Nós, os racistas


 


 



Eu lembro da Copa do Mundo de 1994. Lembro entre aspas. Eu tinha acabado de completar sete anos e aquela final me valeu o apelido até hoje de memória de elefante. Eu deitado no sofá, com a mão no rosto para não os pênaltis. Meu pai, que trabalhava de vigilante, saiu antes do fim do jogo. E muito puto.  Lá em casa tinha uma foto enorme de um bebê, colado na parede. Não sei de onde veio. Meu pai dizia que ele era o filho do Taffarel, a quem eu descobriria anos mais tarde que se escrevia com dois 'ff'.



Quando o Roberto Baggio botou aquela bola pra fora eu bati com o pé na parede. De tábua.  Furou a parede e eu cortei meu pé dos dois lados. O pé e a canela. Ainda assim saí correndo, arrodeando o quintal e gritando. Eu vi Romário e Bebeto, Edmundo reinando no Vasco, Rivaldo ganhando o mundo, vi a França dando uma aula em 98 e a gente se reerguendo, mesmo que de madrugada, caladinho pra não acordar os vizinhos em 2002. E vi também aquele 7 X 1 da Alemanha.  Esse sorrindo. Foi Golpe! Fora do Estádio.  



Mas eu nunca vi uma situação tão odiosa quanto o ocorrido com Vinicius Junior no dia 21 de maio de 2023 na Espanha. Uma data para ficar guardada e não ser esquecido de modo algum. O campo de Futebol deve ser igual um Teatro. No palco a gente se sente em outro mundo. A energia é tão grande que você simplesmente é tomado pelo papel. Acho que deve ser mais ou menos assim que um jogador se sente.
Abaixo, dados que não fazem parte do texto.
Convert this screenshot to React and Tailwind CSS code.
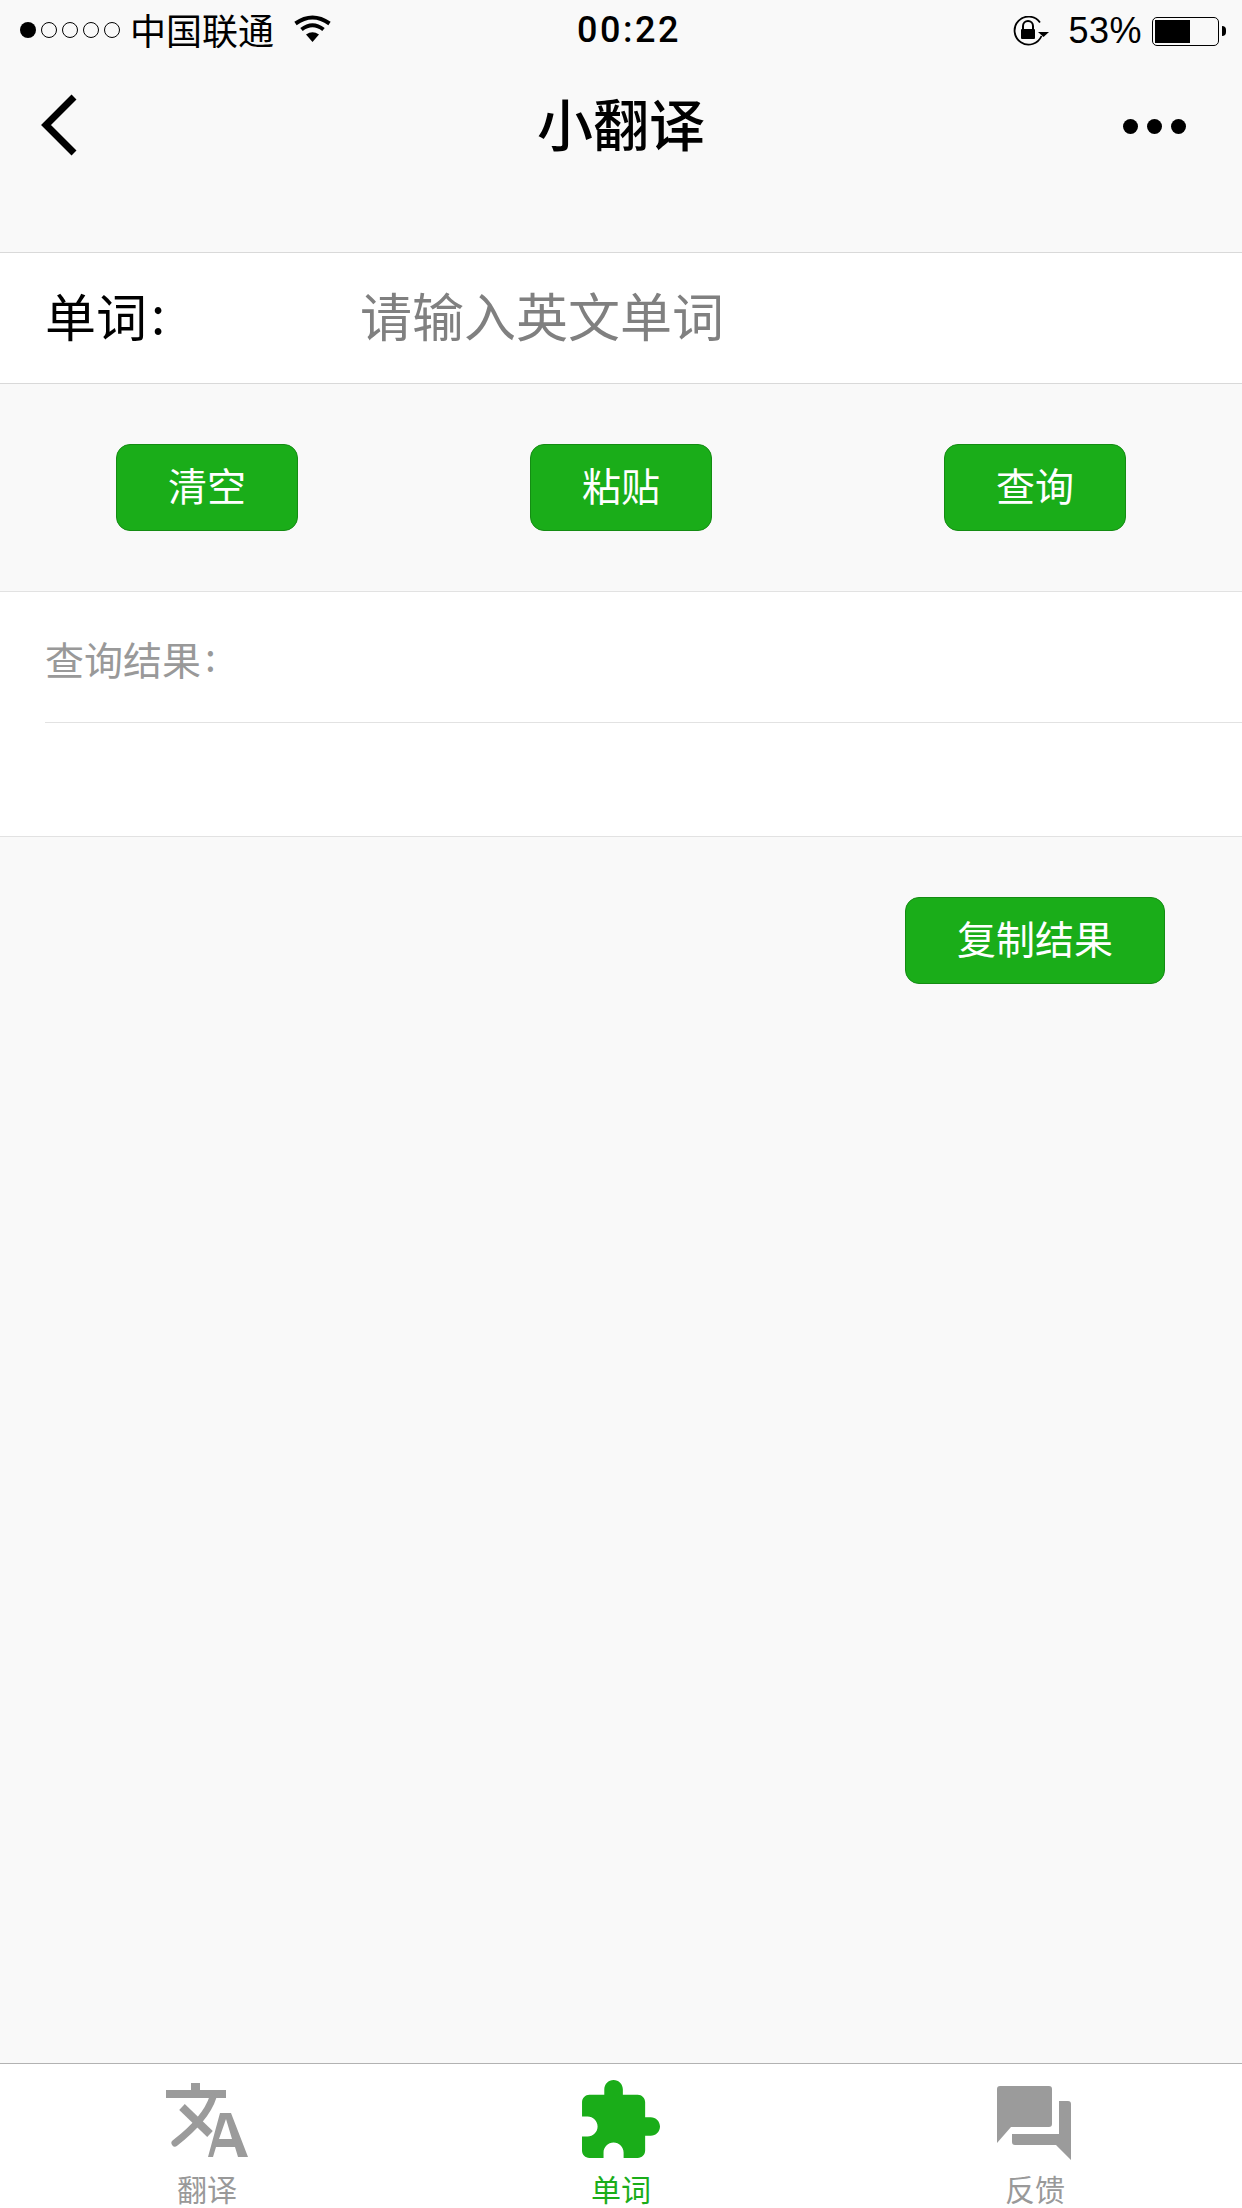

No caso do futebol é o barulho que dá o tom da coisa, no lugar do esperado silêncio da plateia do teatro, material a ser explorado e coletado num final esperado ou desastroso. Um jogador de futebol, no centro do campo, deve se sentir um Deus. Mas lá está Vini Jr sendo chamado de macaco.  O avesso da arte e o inverso da civilidade.



No estádio lotado operamos a catarse do ódio.  Gritamos nossos medos, xingamos a pobre da mãe do juiz, expurgamos tudo que temos de mais podre e pobre. E não é nada belo. É como se a gente se esvaziasse para depois se encher de novo: o preço do gás, da bandeja do ovo, os gritos do patrão, os relatórios da quinzena, os boletos, o cachorro do vizinho que caga na porta.
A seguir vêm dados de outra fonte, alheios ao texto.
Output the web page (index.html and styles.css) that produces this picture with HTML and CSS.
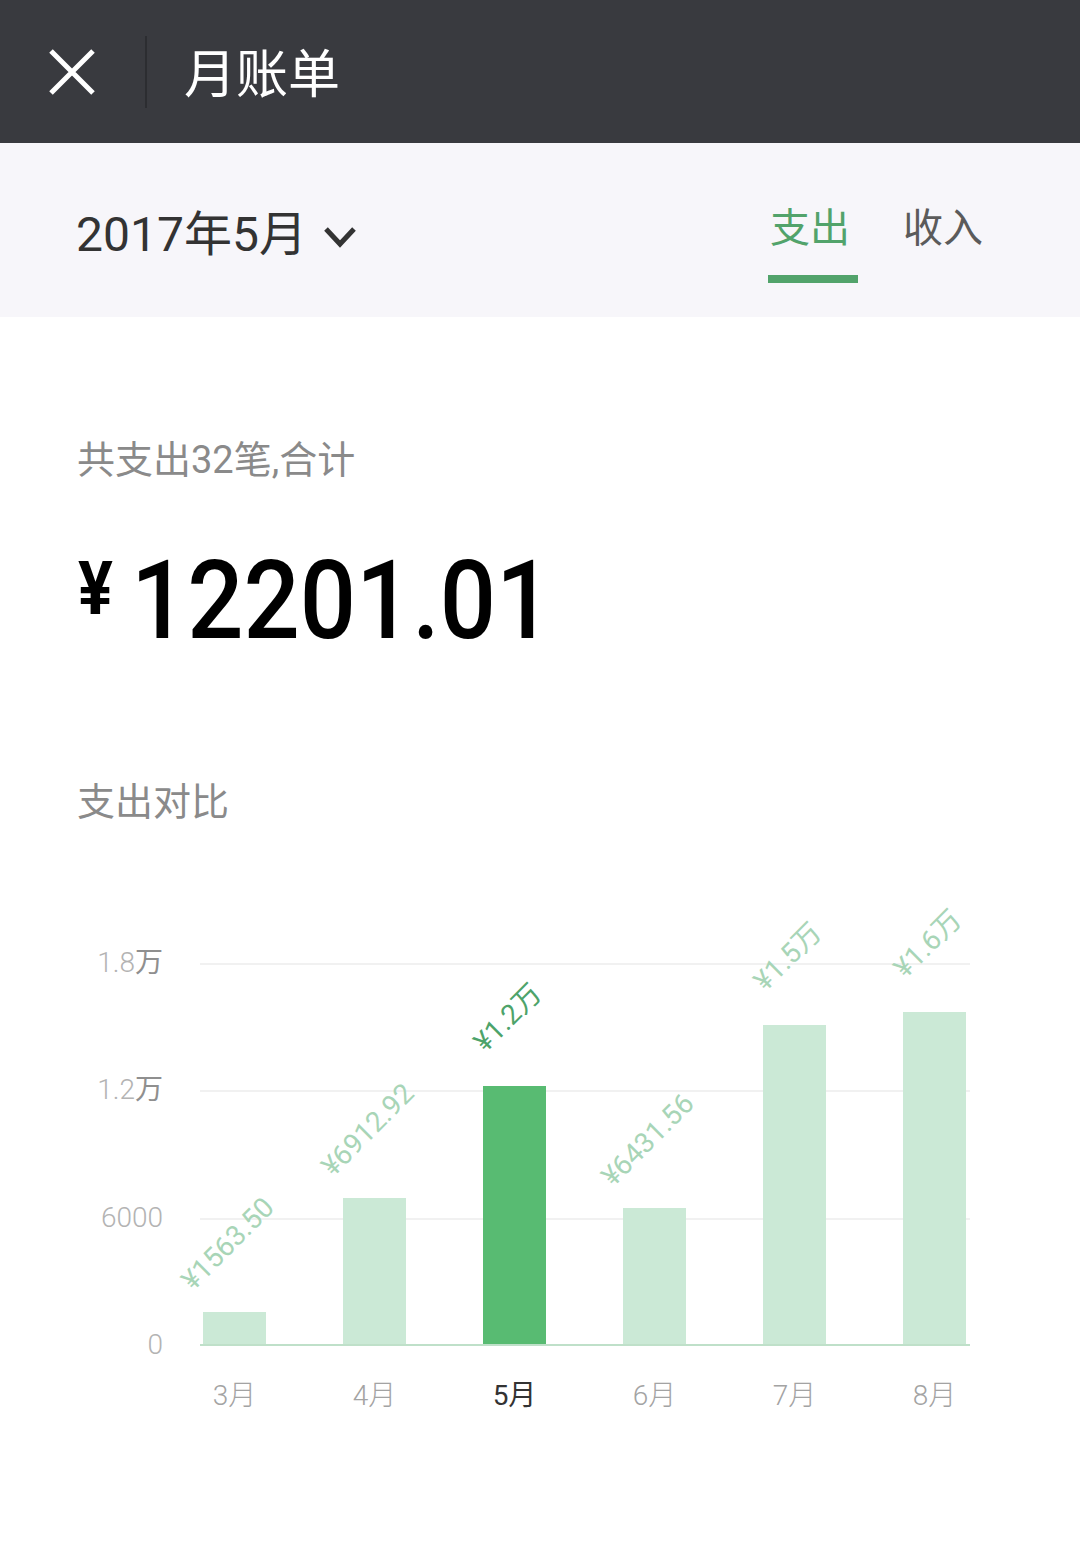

A boca fala do que o coração está cheio. E estamos cheios de quê mesmo? Se pensarmos direitinho vamos entender o motivo pelo qual demonizam tanto as torcidas organizadas ou mesmo as redes sociais. A culpa não é da Internet ou mesmo do futebol.  Só reproduzimos o ódio nosso de cada dia que nos dão hoje.



O caso envolvendo os jogadores negros diz muito sobre a nossa sociedade.  E os cantos homofóbicos, e o time que contrata um estuprador pra técnico, e a diretora do clube que chamou o nordestino de parasita, as lavagens de dinheiro, as apostas liberadas, os jogadores comprados, a sonegação de imposto, os muitos casos de estupro por astros nacionais e o salário das jogadoras femininas ainda menor que a dos homens?



São tantas perguntas que aquela atitude que o tomou o Vini Jr diante de seus algozes só nos deixa com mais raiva e nojo de uma sociedade que apodrece a cada dia seguindo a receita do lucro de uma elite branca. No final das contas (e essas só aumentam. Com juros) aquele cartão vermelho foi pra todos nós. Mais uma bala perdida tirando o sorriso de uma criança num morro da vida qualquer.  Mas um dia a conta chega. Tudo tem limite nessa vida.